Debt hits hardest among people aged 27-42, before gradually declining with age. For many, debt isn’t about reckless spending. Nearly half (45.5%) said they accumulated debt due to income problems like job loss or reduced pay. Loan-related debt followed at 40.4%, with health-related debt close behind at 39.9%.

A third of people with debt owe more than $50,000, and three-quarters have borrowed money from family or friends, averaging $1,744 per loan.

Why People Hide Money Problems

Shame drives the secrecy, with 29.7% of people citing embarrassment as their main reason for hiding debt. Another 19.6% don’t want to burden others, while 17.3% fear being judged.

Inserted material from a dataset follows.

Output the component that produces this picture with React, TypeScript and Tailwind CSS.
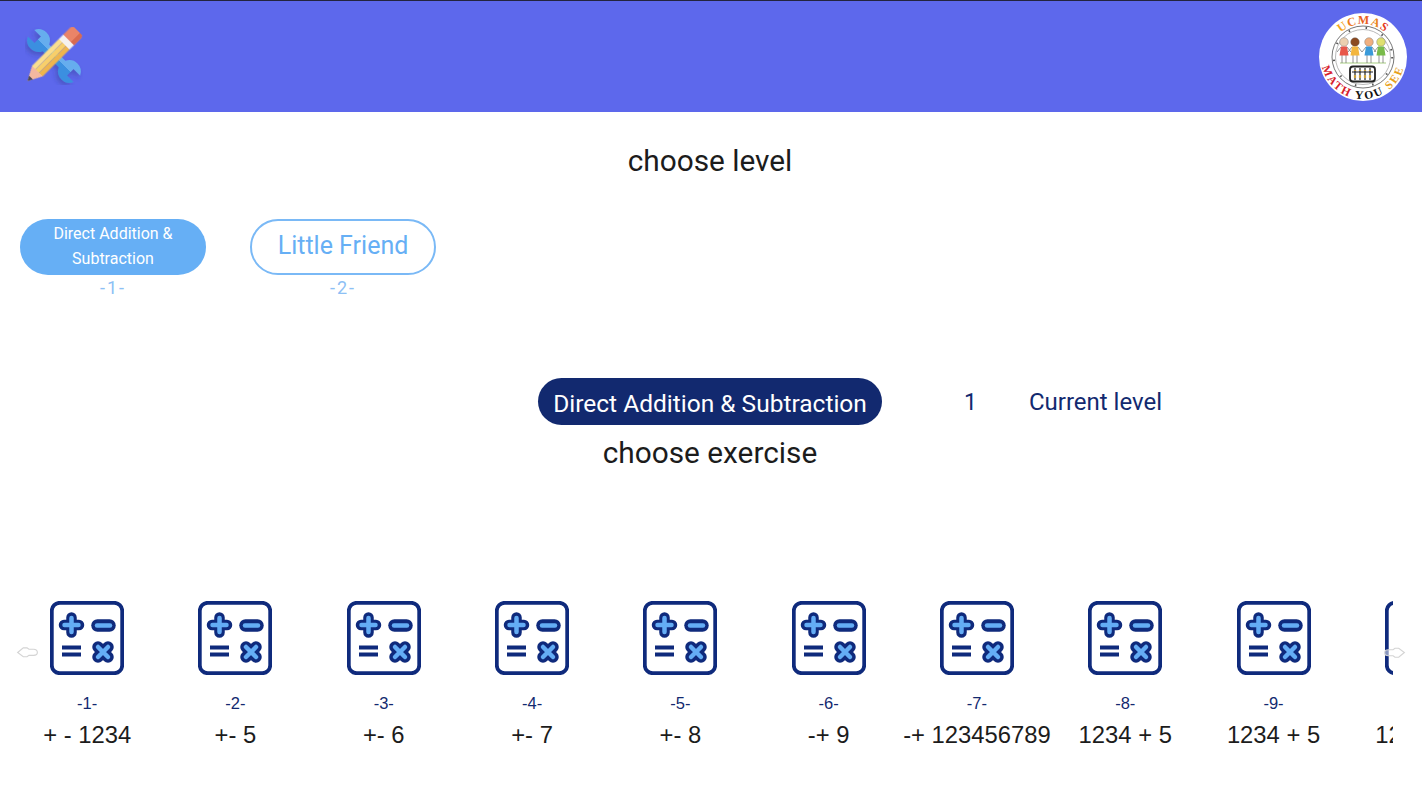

The emotional toll is severe. Among those hiding debt, the strongest feelings are embarrassment (30.9%), anxiety (22.4%), and fear (20.1%). The mental health consequences include depression (22.1%), constant worry (19.6%), and difficulty sleeping (16.7%).

More than 6 in 10 people with debt feel isolated because of their financial struggles, with men (66.3%) more likely to feel this way than women (59.2%).

Couple having argument over money and bills
Shame is the most common reason that people wind up hiding their debt issues from their spouses or family. (© LIGHTFIELD STUDIOS – stock.adobe.com)

How Money Lies Damage Relationships

Financial deception is systematically damaging American relationships. Nearly 73% of people with debt say it has hurt their relationships with friends and family. The damage appears as feelings of insecurity in relationships (44.2%), arguments (32%), and avoiding certain people or situations (30.9%).

People are most likely to hide debt from friends (53.8%), followed by family members (38.8%) and spouses (36%). The spouse statistic is particularly concerning, as more than one in three people are lying to their life partner about money.

The consequences of discovery can end relationships. Two in five people said their partner would break up with them if they discovered hidden debt. Only 42.2% were confident their relationship would survive the truth.

Suspicion runs both ways. Most respondents believed their partners had been financially deceptive: 60.3% thought a partner had hidden debt from them, and 63.3% believed a partner had hidden expensive purchases out of embarrassment.

The Challenge of Getting Out of Debt

While 85.6% of people in debt have a plan to get out of it, nearly half (45.7%) struggle to follow through. The biggest obstacles aren’t personal failings but economic realities: high cost of living (35.2%), insufficient income or job opportunities (25.8%), and unexpected expenses (23.1%).

Interestingly, older Americans showed more success at sticking to their debt reduction strategies. Those aged 59 and above had an 80% success rate, while the 27-42 age group, despite carrying the most debt, struggled most with follow-through.

Methodology: Self Financial conducted this survey in March 2025 using Amazon’s survey platform with 1,078 randomly selected adults. The survey covered debt amounts, disclosure patterns, reasons for hiding debt, and mental health impacts. Most respondents (69.3%) were aged 27-42, which may affect how well these results apply to all Americans. The group was 55.5% female and 42.9% male.